• TASK INSTRUCTIONS
Below are records; work out how many of their lines contain "this" and give only that number.
# Start of MATERIAL SHOWN
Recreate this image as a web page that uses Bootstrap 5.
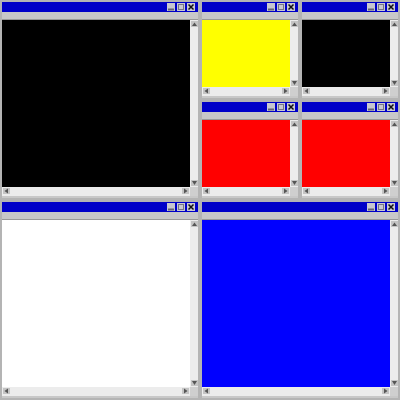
<!DOCTYPE html>
<html><head><meta charset="utf-8">
<link href="https://cdn.jsdelivr.net/npm/bootstrap@5.3.0/dist/css/bootstrap.min.css" rel="stylesheet">
<style>
html,body{margin:0;width:400px;height:400px;overflow:hidden;background:#b4b4b4}
.desk{display:grid;width:400px;height:400px;grid-template-columns:200px 200px;grid-template-rows:200px 200px}
.sub{display:grid;grid-template-columns:100px 100px;grid-template-rows:100px 100px}
.win{margin:2px;display:flex;flex-direction:column;min-width:0;min-height:0;background:#cfcfcf}
.ttl{height:10px;background:#0000c8;display:flex;justify-content:flex-end;align-items:center;gap:2px;padding-right:3px;flex:none}
.tb{width:8px;height:8px;display:block;background:#c8c8d0}
.bar{height:8px;background:#c8c8c8;border-bottom:1px solid #999;flex:none}
.mid{flex:1;display:flex;min-height:0}
.view{flex:1;min-width:0}
.vs{width:8px;background:#ececec;display:flex;flex-direction:column;justify-content:space-between;flex:none;padding:1px 0}
.hs{height:9px;background:#ececec;display:flex;justify-content:space-between;flex:none;margin-right:8px;padding:1px 0 2px}
.foot{height:2px;flex:none;background:#c8c8c8}
.sb{display:block;width:7px;height:6px;flex:none;background:#c4c4c4;margin-left:1px}
.hs .sb{margin:0 0 0 1px}
.hs .sb:last-child{margin:0 1px 0 0}
.k{background:#000}.y{background:#ff0}.r{background:#f00}.w{background:#fff}.b{background:#00f}
</style></head><body>
<div class="desk">
<div class="win"><div class="ttl"><svg class="tb" viewBox="0 0 8 8"><path d="M1 6.500h6" stroke="#667" stroke-width="2"/></svg><svg class="tb" viewBox="0 0 8 8"><rect x="1.500" y="1.500" width="5" height="5" fill="none" stroke="#778"/></svg><svg class="tb" viewBox="0 0 8 8"><path d="M1.500 1.500l5 5M6.500 1.500l-5 5" stroke="#111" stroke-width="1.500"/></svg></div><div class="bar"></div><div class="mid"><div class="view k"></div><div class="vs"><svg class="sb" viewBox="0 0 7 6"><path d="M3.500 1.500L6 5H1z" fill="#555"/></svg><svg class="sb" viewBox="0 0 7 6"><path d="M3.500 5L6 1H1z" fill="#555"/></svg></div></div><div class="hs"><svg class="sb" viewBox="0 0 7 6"><path d="M1.500 3L5 .5v5z" fill="#555"/></svg><svg class="sb" viewBox="0 0 7 6"><path d="M5.500 3L2 .5v5z" fill="#555"/></svg></div><div class="foot"></div></div>
<div class="sub">
<div class="win"><div class="ttl"><svg class="tb" viewBox="0 0 8 8"><path d="M1 6.500h6" stroke="#667" stroke-width="2"/></svg><svg class="tb" viewBox="0 0 8 8"><rect x="1.500" y="1.500" width="5" height="5" fill="none" stroke="#778"/></svg><svg class="tb" viewBox="0 0 8 8"><path d="M1.500 1.500l5 5M6.500 1.500l-5 5" stroke="#111" stroke-width="1.500"/></svg></div><div class="bar"></div><div class="mid"><div class="view y"></div><div class="vs"><svg class="sb" viewBox="0 0 7 6"><path d="M3.500 1.500L6 5H1z" fill="#555"/></svg><svg class="sb" viewBox="0 0 7 6"><path d="M3.500 5L6 1H1z" fill="#555"/></svg></div></div><div class="hs"><svg class="sb" viewBox="0 0 7 6"><path d="M1.500 3L5 .5v5z" fill="#555"/></svg><svg class="sb" viewBox="0 0 7 6"><path d="M5.500 3L2 .5v5z" fill="#555"/></svg></div><div class="foot"></div></div>
<div class="win"><div class="ttl"><svg class="tb" viewBox="0 0 8 8"><path d="M1 6.500h6" stroke="#667" stroke-width="2"/></svg><svg class="tb" viewBox="0 0 8 8"><rect x="1.500" y="1.500" width="5" height="5" fill="none" stroke="#778"/></svg><svg class="tb" viewBox="0 0 8 8"><path d="M1.500 1.500l5 5M6.500 1.500l-5 5" stroke="#111" stroke-width="1.500"/></svg></div><div class="bar"></div><div class="mid"><div class="view k"></div><div class="vs"><svg class="sb" viewBox="0 0 7 6"><path d="M3.500 1.500L6 5H1z" fill="#555"/></svg><svg class="sb" viewBox="0 0 7 6"><path d="M3.500 5L6 1H1z" fill="#555"/></svg></div></div><div class="hs"><svg class="sb" viewBox="0 0 7 6"><path d="M1.500 3L5 .5v5z" fill="#555"/></svg><svg class="sb" viewBox="0 0 7 6"><path d="M5.500 3L2 .5v5z" fill="#555"/></svg></div><div class="foot"></div></div>
<div class="win"><div class="ttl"><svg class="tb" viewBox="0 0 8 8"><path d="M1 6.500h6" stroke="#667" stroke-width="2"/></svg><svg class="tb" viewBox="0 0 8 8"><rect x="1.500" y="1.500" width="5" height="5" fill="none" stroke="#778"/></svg><svg class="tb" viewBox="0 0 8 8"><path d="M1.500 1.500l5 5M6.500 1.500l-5 5" stroke="#111" stroke-width="1.500"/></svg></div><div class="bar"></div><div class="mid"><div class="view r"></div><div class="vs"><svg class="sb" viewBox="0 0 7 6"><path d="M3.500 1.500L6 5H1z" fill="#555"/></svg><svg class="sb" viewBox="0 0 7 6"><path d="M3.500 5L6 1H1z" fill="#555"/></svg></div></div><div class="hs"><svg class="sb" viewBox="0 0 7 6"><path d="M1.500 3L5 .5v5z" fill="#555"/></svg><svg class="sb" viewBox="0 0 7 6"><path d="M5.500 3L2 .5v5z" fill="#555"/></svg></div><div class="foot"></div></div>
<div class="win"><div class="ttl"><svg class="tb" viewBox="0 0 8 8"><path d="M1 6.500h6" stroke="#667" stroke-width="2"/></svg><svg class="tb" viewBox="0 0 8 8"><rect x="1.500" y="1.500" width="5" height="5" fill="none" stroke="#778"/></svg><svg class="tb" viewBox="0 0 8 8"><path d="M1.500 1.500l5 5M6.500 1.500l-5 5" stroke="#111" stroke-width="1.500"/></svg></div><div class="bar"></div><div class="mid"><div class="view r"></div><div class="vs"><svg class="sb" viewBox="0 0 7 6"><path d="M3.500 1.500L6 5H1z" fill="#555"/></svg><svg class="sb" viewBox="0 0 7 6"><path d="M3.500 5L6 1H1z" fill="#555"/></svg></div></div><div class="hs"><svg class="sb" viewBox="0 0 7 6"><path d="M1.500 3L5 .5v5z" fill="#555"/></svg><svg class="sb" viewBox="0 0 7 6"><path d="M5.500 3L2 .5v5z" fill="#555"/></svg></div><div class="foot"></div></div>
</div>
<div class="win"><div class="ttl"><svg class="tb" viewBox="0 0 8 8"><path d="M1 6.500h6" stroke="#667" stroke-width="2"/></svg><svg class="tb" viewBox="0 0 8 8"><rect x="1.500" y="1.500" width="5" height="5" fill="none" stroke="#778"/></svg><svg class="tb" viewBox="0 0 8 8"><path d="M1.500 1.500l5 5M6.500 1.500l-5 5" stroke="#111" stroke-width="1.500"/></svg></div><div class="bar"></div><div class="mid"><div class="view w"></div><div class="vs"><svg class="sb" viewBox="0 0 7 6"><path d="M3.500 1.500L6 5H1z" fill="#555"/></svg><svg class="sb" viewBox="0 0 7 6"><path d="M3.500 5L6 1H1z" fill="#555"/></svg></div></div><div class="hs"><svg class="sb" viewBox="0 0 7 6"><path d="M1.500 3L5 .5v5z" fill="#555"/></svg><svg class="sb" viewBox="0 0 7 6"><path d="M5.500 3L2 .5v5z" fill="#555"/></svg></div><div class="foot"></div></div>
<div class="win"><div class="ttl"><svg class="tb" viewBox="0 0 8 8"><path d="M1 6.500h6" stroke="#667" stroke-width="2"/></svg><svg class="tb" viewBox="0 0 8 8"><rect x="1.500" y="1.500" width="5" height="5" fill="none" stroke="#778"/></svg><svg class="tb" viewBox="0 0 8 8"><path d="M1.500 1.500l5 5M6.500 1.500l-5 5" stroke="#111" stroke-width="1.500"/></svg></div><div class="bar"></div><div class="mid"><div class="view b"></div><div class="vs"><svg class="sb" viewBox="0 0 7 6"><path d="M3.500 1.500L6 5H1z" fill="#555"/></svg><svg class="sb" viewBox="0 0 7 6"><path d="M3.500 5L6 1H1z" fill="#555"/></svg></div></div><div class="hs"><svg class="sb" viewBox="0 0 7 6"><path d="M1.500 3L5 .5v5z" fill="#555"/></svg><svg class="sb" viewBox="0 0 7 6"><path d="M5.500 3L2 .5v5z" fill="#555"/></svg></div><div class="foot"></div></div>
</div>
<script src="https://cdn.jsdelivr.net/npm/bootstrap@5.3.0/dist/js/bootstrap.bundle.min.js"></script>
</body></html>
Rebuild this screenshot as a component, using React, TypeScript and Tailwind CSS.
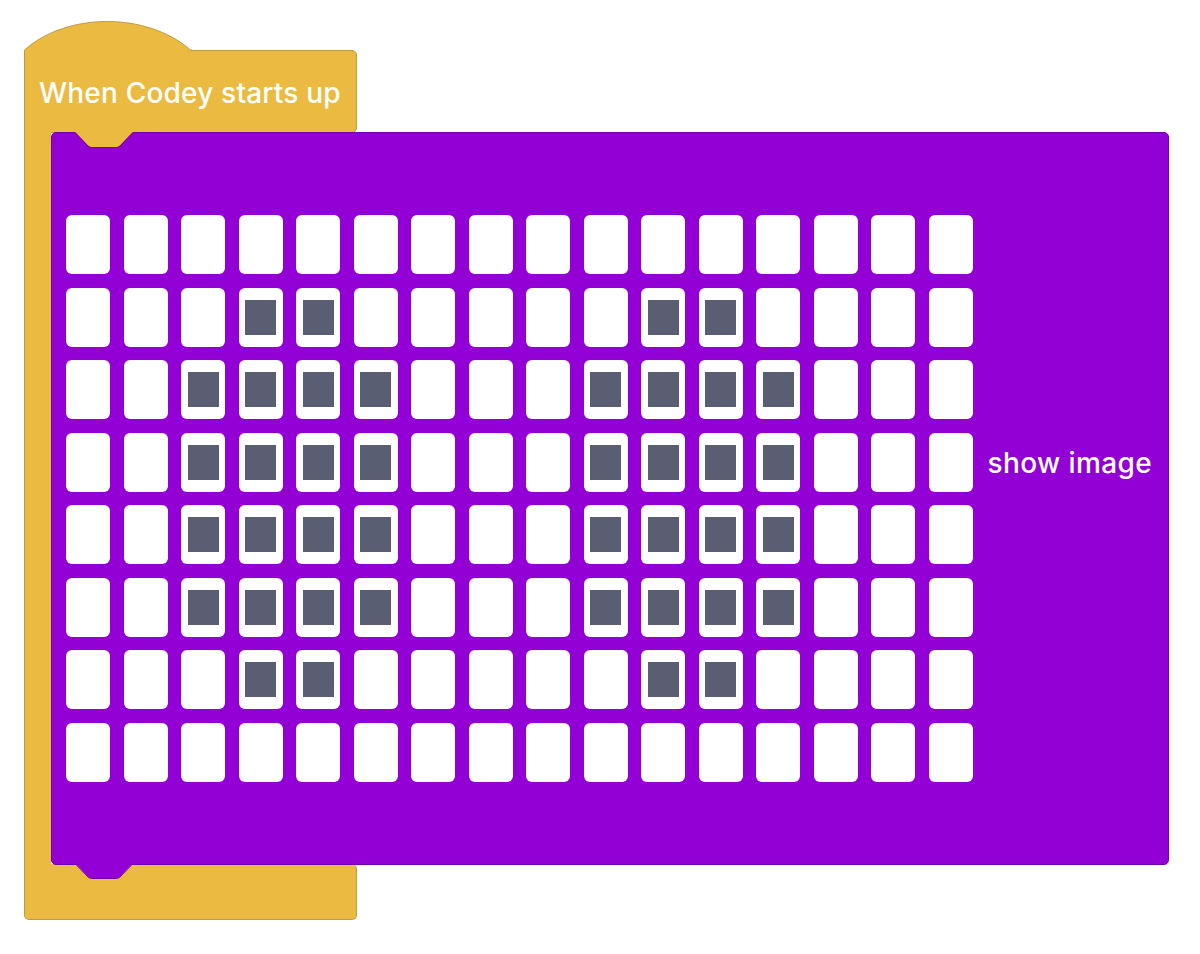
# End of MATERIAL SHOWN
• FINISHED EXERCISE
2